Once the ocean was in sight, our traveling trauma paid off. It was a beautiful day. The water temperature was perfect and the waves performed their magic on my frazzled nerves. We walked on the beach for hours and then de-sanded with baby powder and walked on the boardwalk for several more hours. We gorged ourselves on all our favorite seaside treats. Salt water taffy, boardwalk fries, polish water ice, Mack and Manco pizza, Johnson’s caramel popcorn, and chocolate covered macaroons.
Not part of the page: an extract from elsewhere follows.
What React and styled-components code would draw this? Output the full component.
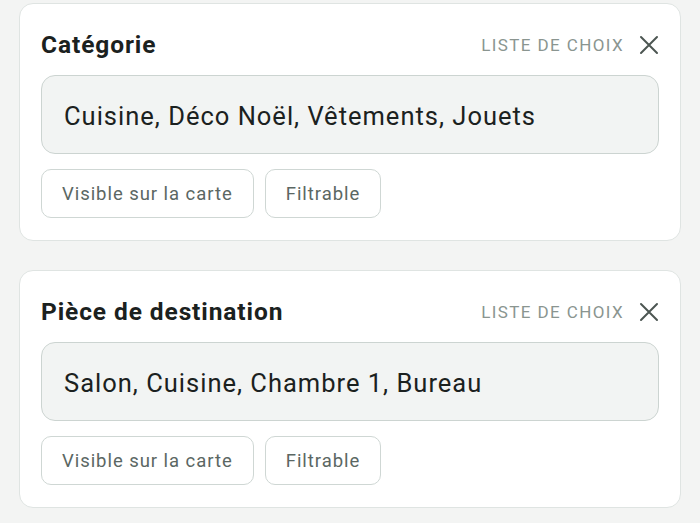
import styled, { createGlobalStyle } from 'styled-components';

const GlobalStyle = createGlobalStyle`
  *, *::before, *::after { box-sizing: border-box; }
  html, body {
    margin: 0;
    padding: 0;
    background: #f3f4f3;
    font-family: Roboto, "Liberation Sans", sans-serif;
  }
`;

const fields = [
  { title: 'Catégorie', values: 'Cuisine, Déco Noël, Vêtements, Jouets' },
  { title: 'Pièce de destination', values: 'Salon, Cuisine, Chambre 1, Bureau' },
];

function CloseIcon() {
  return (
    <svg width="20" height="20" viewBox="0 0 20 20" fill="none">
      <path d="M2 2 L18 18 M18 2 L2 18" stroke="#4c5652" strokeWidth="2" strokeLinecap="round" />
    </svg>
  );
}

export default function App() {
  return (
    <>
      <GlobalStyle />
      <Page>
        {fields.map(f => (
          <Card key={f.title}>
            <Header>
              <Title>{f.title}</Title>
              <Kind>Liste de choix</Kind>
              <CloseButton><CloseIcon /></CloseButton>
            </Header>
            <ValueBox>{f.values}</ValueBox>
            <Options>
              <OptionButton>Visible sur la carte</OptionButton>
              <OptionButton>Filtrable</OptionButton>
            </Options>
          </Card>
        ))}
      </Page>
    </>
  );
}

const Page = styled.div`
  display: flex;
  flex-direction: column;
  gap: 29px;
  padding: 3px 19px 16px 19px;
`;

const Card = styled.div`
  background: #fff;
  border: 1px solid #dfe4e2;
  border-radius: 14px;
  padding: 23px 21px 22px 21px;
  display: flex;
  flex-direction: column;
`;

const Header = styled.div`
  display: flex;
  align-items: center;
  height: 32px;
`;

const Title = styled.h3`
  flex: 1;
  margin: 0;
  padding-top: 2px;
  font-size: 24.5px;
  font-weight: 700;
  letter-spacing: 0.9px;
  color: #1b2120;
`;

const Kind = styled.span`
  padding-top: 3px;
  font-size: 17px;
  letter-spacing: 1.4px;
  text-transform: uppercase;
  color: #8a9590;
  margin-right: 15px;
`;

const CloseButton = styled.div`
  display: flex;
  align-items: center;
  width: 20px;
  height: 20px;
  margin-top: 4px;
`;

const ValueBox = styled.div`
  margin-top: 16px;
  height: 79px;
  display: flex;
  align-items: center;
  padding: 2px 22px 0 22px;
  background: #f2f4f3;
  border: 1px solid #ccd4d1;
  border-radius: 14px;
  font-size: 25.5px;
  letter-spacing: 1px;
  color: #1b2120;
`;

const Options = styled.div`
  display: flex;
  gap: 11px;
  margin-top: 15px;
`;

const OptionButton = styled.div`
  height: 49px;
  display: flex;
  align-items: center;
  padding: 0 20px;
  border: 1px solid #cfd7d4;
  border-radius: 10px;
  font-size: 18.5px;
  letter-spacing: 0.95px;
  color: #5b6763;
`;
Aubrey the animal lover was dismayed by the signs suggesting that we not feed the wildlife. She intentionally ‘dropped’ some potato chips on the beach and was soon a sea gull magnet, just as she had planned. When we exited one of the boardwalk shops, there were lots of seagulls circling overhead. One of us commented on the danger of being south of a seagull, and not two seconds later I was screaming, “I’m hit!” Sure enough, a dim seagull emptied itself on my poor sun-freckled arm and hand. Thank heaven I come equipped with cleaning wipes. The incident with the
winged rat did, however, manage to curb my boardwalk snacking as I deemed myself unsanitary. Aubrey found the bird calamity to be quite entertaining, but apparently her glee was nothing compared to the enjoyment my husband and son experienced when she relayed the story to each of them via telephone.
We were not directionally challenged on the way home. We opted to use the Fort Washington exit of the turnpike. I didn’t think I could face seeing the Lansdale tollbooth one more time and I was admittedly a little afraid the same guy would be working and would find it necessary to point me out to his fellow toll takers.
You’d think by now I would realize that the world doesn’t actually revolve around me, and the guy may not have even recognized me without my giant sunglasses and blotchy face. There are bigger issues in the world than crazy women in rental cars.
It was, after all, a perfect day at the beach. Even the sea gull didn’t manage to ruin my newly acquired relaxation. I got to stand in the sand. And the restorative sea has carried away all of my superfluous paraphernalia. At least for today.